Looking in the opposite direction on Front Street reveals more prosperity
of the town, and a large clock tower. We did not go down this street in
our car today.
I moved closer to the clock tower with an image from the Google Earth
camera vehicle to get more details.
I was very glad to see when the Google Earth camera car was directly in
front of the clock tower and how clear the writing on this plaque was and that
it is legible. It tells of the MARQUIS DE LAFAYETTE making his first
landing in the colonies here is Georgetown, South Carolina accompanied by Baron
De Kalb in June 1777. "He came to draw his sword for the young
republic in the hour of her greatest need." Both these men joined
General George Washington at Valley Forge in the winter of 1777 as seen in
earlier pages of this web site about our vacation trip. The daughters of
the American Revolution sponsored this plaque.

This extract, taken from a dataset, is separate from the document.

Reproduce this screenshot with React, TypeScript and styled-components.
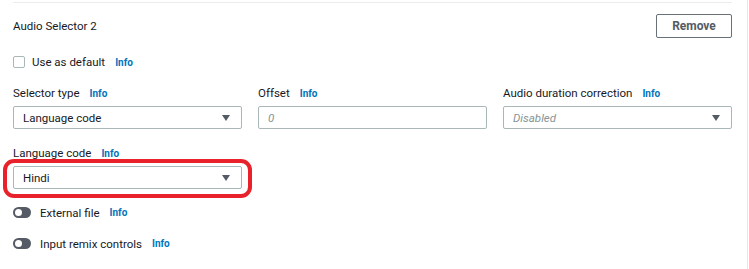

Here is the Google Earth aerial view of Downtown Georgetown that was
captured on September 2, 2021.
Front Street meets US 17 at a street corner where the LIBERTY steel mill
begins its plant here in Georgetown. We turned this corner and got back on
US 17 going south toward Charleston at 12:16 PM.
There are a number of big buildings stretched out along US 17. There
is rail service and a waterway behind these buildings.
This image picks up where the one above ends showing more buildings to
support a steel mill.
US 17 has a left turn down by what appears to be the end of the steel mill
property adjacent to the highway. Front Street is way down there where a
red car and two others are visible about half a mile from this curve in the
The big bridge ahead is a good sign we are leaving the town of Georgetown,
South Carolina. The green sign points to a paper mill on the other side of
the highway along with the State Port Pier number 31 also connected to the
waterway. Access to the steel mill is from a frontage road that passes
under the bridge on this side of the river ahead.
We were headed south on US 17 this day. I wanted to use the bridge
southwest of the city to get this image below, using the high point on the
northbound bridge that gave more details showing the paper mill on the left, the
steel mill and the waterway visible on the right side of the image below.
Large areas of pine forests line both side of US 17 for many miles
southwest of Georgetown serve as a supply of pulp wood for the International Paper
mill seen in the image above.
There are two branches to the Santee River in this part of the
state. This one is the NORTH Santee River. They are not that far
apart in this part of the South Carolina low country. This bridge crosses
the river where it is only 2/10ths of a mile across the water, but the bridge is
about 4/10ths of mile to a point on the other side to reach terra firma.
The SOUTH Santee river is about TWO miles from the North Santee
river. Both bridges have some part of the bridge over swampy land before
reaching the other side of their rivers. This bridge has about 2/10ths of
a mile of elevated roadway before crossing the actual river for another 1/10th
of a mile.
Sometimes there are nice road signs that can almost be hidden in the
roadside bushes. Here is one of those signs.
One of the old rice plantations known as Hampton is in this town is on
tributary on the west shore of the South Santee River as seen below.
How many times have we heard people say "it's just a wide spot in the
road" when talking about an intersection with a gas station on both sides
of the highway. The nearby small town of Mc Clellanville currently has
about 500 residents and an historic past with a few mansions from the planters
who lived along the rivers and in the town. This town is also connected to
the Intracoastal Waterway.
The center median returns after US 17 passes through Mc Clellanville with
speed limit up to a good level for cruising on an open road.